Dal 1705 al 1708 accettò di curare per lo stampatore G.P. Dandi di Forlì Il Genio de' letterati, giornale letterario nel quale si pubblicavano recensioni o curiosità erudite, tratte perlopiù da altri, più famosi giornali europei.
Gran parte della produzione saggistica e letteraria del G. (commedie, opere scientifiche e di varia erudizione) rimase manoscritta.
Il G. morì a Rimini nel 1727 e fu sepolto nella chiesa di S. Maria in Argumine.

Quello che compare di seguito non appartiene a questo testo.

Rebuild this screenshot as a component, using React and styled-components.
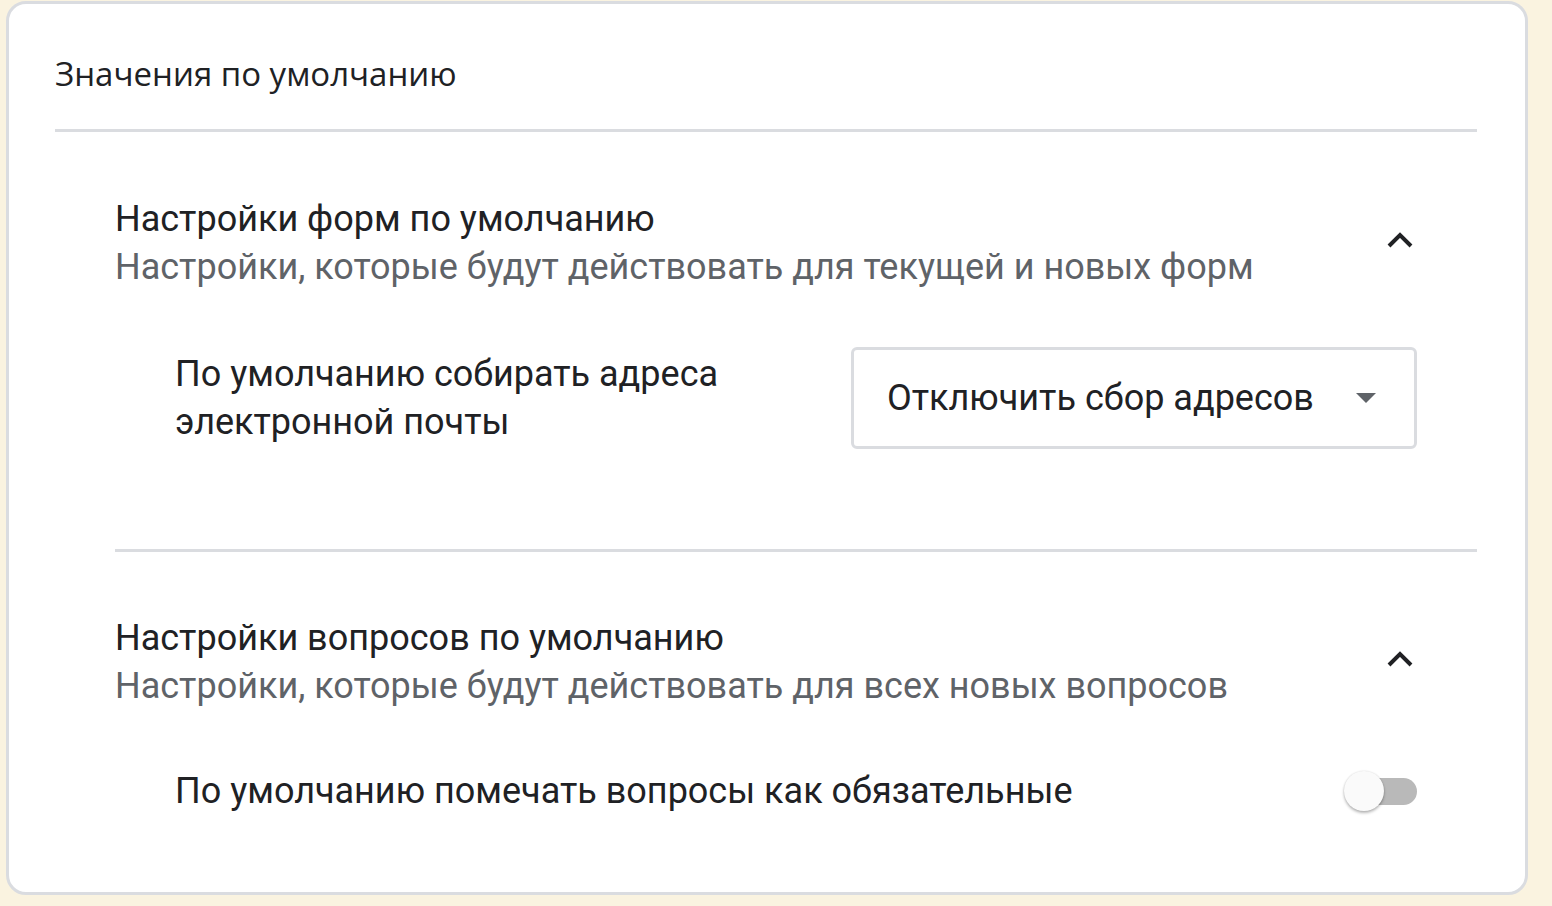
import styled, { createGlobalStyle } from "styled-components";

const GlobalStyle = createGlobalStyle`
  * { box-sizing: border-box; }
  body {
    margin: 0;
    background: #faf3e0;
    font-family: Roboto, "Liberation Sans", sans-serif;
    color: #202124;
  }
`;

const Page = styled.div`
  padding: 1px 0 0 6px;
  width: 1552px;
  height: 906px;
`;

const Card = styled.div`
  width: 1522px;
  height: 894px;
  background: #fff;
  border: 3px solid #dadce0;
  border-radius: 20px;
  padding: 0 48px 0 46px;
`;

const CardTitle = styled.div`
  font-family: "Open Sans", Roboto, sans-serif;
  font-size: 33px;
  line-height: 48px;
  padding-top: 46px;
  height: 128px;
  border-bottom: 3px solid #dadce0;
`;

const Section = styled.div`
  padding: ${(p) => p.$top}px 60px 0;
  border-bottom: ${(p) => (p.$divider ? "3px solid #dadce0" : "none")};
  margin-left: ${(p) => (p.$divider ? "60px" : "0")};
  padding-left: ${(p) => (p.$divider ? "0" : "60px")};
  height: ${(p) => p.$height}px;
`;

const SectionHeader = styled.div`
  display: flex;
  align-items: center;
  justify-content: space-between;
`;

const Titles = styled.div`
  display: flex;
  flex-direction: column;
`;

const Title = styled.div`
  font-size: 36px;
  line-height: 48px;
  color: #202124;
`;

const Subtitle = styled.div`
  font-size: 36px;
  line-height: 48px;
  color: #5f6368;
`;

const Chevron = styled.svg`
  width: 26px;
  height: 16px;
  margin: 0 4px 6px 0;
`;

const Row = styled.div`
  display: flex;
  align-items: center;
  justify-content: space-between;
  padding-left: 60px;
  margin-top: ${(p) => p.$top}px;
`;

const Label = styled.div`
  font-size: 36px;
  line-height: 48px;
  color: #202124;
  max-width: ${(p) => p.$max || "none"};
`;

const Select = styled.div`
  width: 566px;
  height: 102px;
  border: 3px solid #dadce0;
  border-radius: 6px;
  display: flex;
  align-items: center;
  justify-content: space-between;
  padding: 0 38px 0 33px;
  font-size: 36px;
  color: #202124;
`;

const Caret = styled.span`
  width: 0;
  height: 0;
  border-left: 10px solid transparent;
  border-right: 10px solid transparent;
  border-top: 10px solid #5f6368;
`;

const Switch = styled.div`
  position: relative;
  width: 73px;
  height: 40px;
  display: flex;
  align-items: center;
  justify-content: flex-end;
`;

const Track = styled.div`
  width: 68px;
  height: 27px;
  border-radius: 14px;
  background: #b9b9b9;
`;

const Knob = styled.div`
  position: absolute;
  left: 0;
  top: 0;
  width: 40px;
  height: 40px;
  border-radius: 50%;
  background: #fafafa;
  box-shadow: 0 2px 3px rgba(0, 0, 0, 0.28), 0 0 2px rgba(0, 0, 0, 0.12);
`;

const ChevronUp = () => (
  <Chevron viewBox="0 0 26 16">
    <path d="M2 14 L13 3 L24 14" fill="none" stroke="#202124" strokeWidth="4" />
  </Chevron>
);

export default function App() {
  return (
    <>
      <GlobalStyle />
      <Page>
        <Card>
          <CardTitle>Значения по умолчанию</CardTitle>
          <Section $top={63} $height={420} $divider>
            <SectionHeader>
              <Titles>
                <Title>Настройки форм по умолчанию</Title>
                <Subtitle>Настройки, которые будут действовать для текущей и новых форм</Subtitle>
              </Titles>
              <ChevronUp />
            </SectionHeader>
            <Row $top={56}>
              <Label $max="600px">По умолчанию собирать адреса электронной почты</Label>
              <Select>
                Отключить сбор адресов
                <Caret />
              </Select>
            </Row>
          </Section>
          <Section $top={62} $height={339}>
            <SectionHeader>
              <Titles>
                <Title>Настройки вопросов по умолчанию</Title>
                <Subtitle>Настройки, которые будут действовать для всех новых вопросов</Subtitle>
              </Titles>
              <ChevronUp />
            </SectionHeader>
            <Row $top={57}>
              <Label>По умолчанию помечать вопросы как обязательные</Label>
              <Switch>
                <Track />
                <Knob />
              </Switch>
            </Row>
          </Section>
        </Card>
      </Page>
    </>
  );
}
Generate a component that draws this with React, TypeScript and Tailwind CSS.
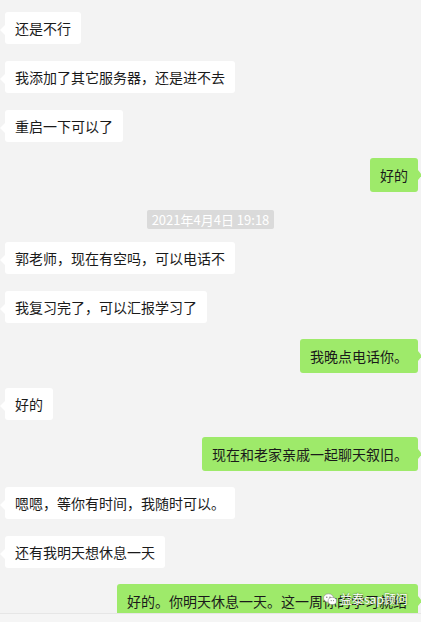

Fonti e Bibl.: La seconda parte de L'Italia accademica e gli altri inediti del G. sono conservati, per sua disposizione testamentaria, nella Biblioteca civica Gambalunga di Rimini, mss. D.IV.1-11; 20-21; 66-75; 263; 266-272; 276-304; 307. A. Zeno, Lettere, I, Venezia 1752, pp. 4-6; G. Cinelli Calvoli, Biblioteca volante, II, Venezia 1746-47, p. 15; Biographie universelle ancienne et moderne, XV, Paris 1856, p. 612; L. Cicognara, Catalogo ragionato dei libri d'arte e d'antichità posseduti dal conte Cicognara, II, Pisa 1821, p. 100; L. Tonini, Del riminese Alessandro Gambalunga, della Gambalunghiana e de' suoi bibliotecari, in Atti e memorie della R. Deputazione di storia patria per le provincie di Romagna, VIII (1869), p. 19; C. Tonini, La coltura letteraria e scientifica in Rimini dal secolo XIV ai primordi del XIX, II, Rimini 1884, pp. 98, 113 s.; M. Parenti, Aggiunte al Dizionario bio-bibliografico dei bibliotecari e bibliofili italiani di Carlo Frati, II, Firenze 1959, p. 115; G. Ricuperati, Giornali e società nell'Italia dell'ancien régime, in V. Castronovo - G. Ricuperati - C. Capra, La stampa italiana dal Cinquecento all'Ottocento, Roma-Bari 1976, p. 112; A. Quondam, L'accademia, in Letteratura italiana (Einaudi), I, Il letterato e le istituzioni, Torino 1982, pp. 841, 850, 875; Gli autori. Dizionario bio-bibliografico…, I, ibid. 1990, p. 864; T. Di Zio, Dondi, Giovanni Pellegrino, in Diz. biogr. degli Italiani, XXXII, Roma 1986, p. 403; G. Mazzatinti, Inventari dei manoscritti delle biblioteche d'Italia, II, p. 155.